The trail intersects the Mountain-Bay State Trail, which connects the cities of Wausau and Green Bay, in Eland.

Communities along the route include: Aniwa, Birnamwood, Eland, Wittenberg, Tigerton, and Split Rock.

==Southern leg==
The southern leg of the Wiouwash State Trail is maintained by Outagamie and Winnebago Counties. The northern trailhead in located just south of Black Otter Lake on Lakeview Avenue in Hortonville. The trail continues 21 miles south to its terminus on Westwind Drive in Oshkosh, from which a local trail continues south to downtown Oshkosh.
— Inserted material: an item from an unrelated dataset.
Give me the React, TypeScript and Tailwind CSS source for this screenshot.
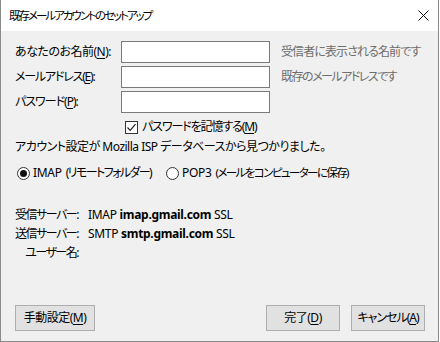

This section of the trail passes several native tallgrass prairies, crosses numerous rivers and creeks and the Rat River Wildlife Area and runs parallel to the north shore of Lake Butte des Morts' Sunset Bay near Oshkosh. The trail connects to the Friendship State Trail near U.S. Route 10 in Clayton, which provides a connection to trails in the Fox Cities Area.

The Tribal Heritage Crossing is a 1.8 mi trail that utilizes the Interstate 41 / U.S. 41 bridge over Lake Butte des Morts in Winnebago County. The crossing opened in 2013. It has 13 kiosks featuring Native American history and two fishing spots.

Communities along the route include: Hortonville, Medina, Larsen, and Oshkosh.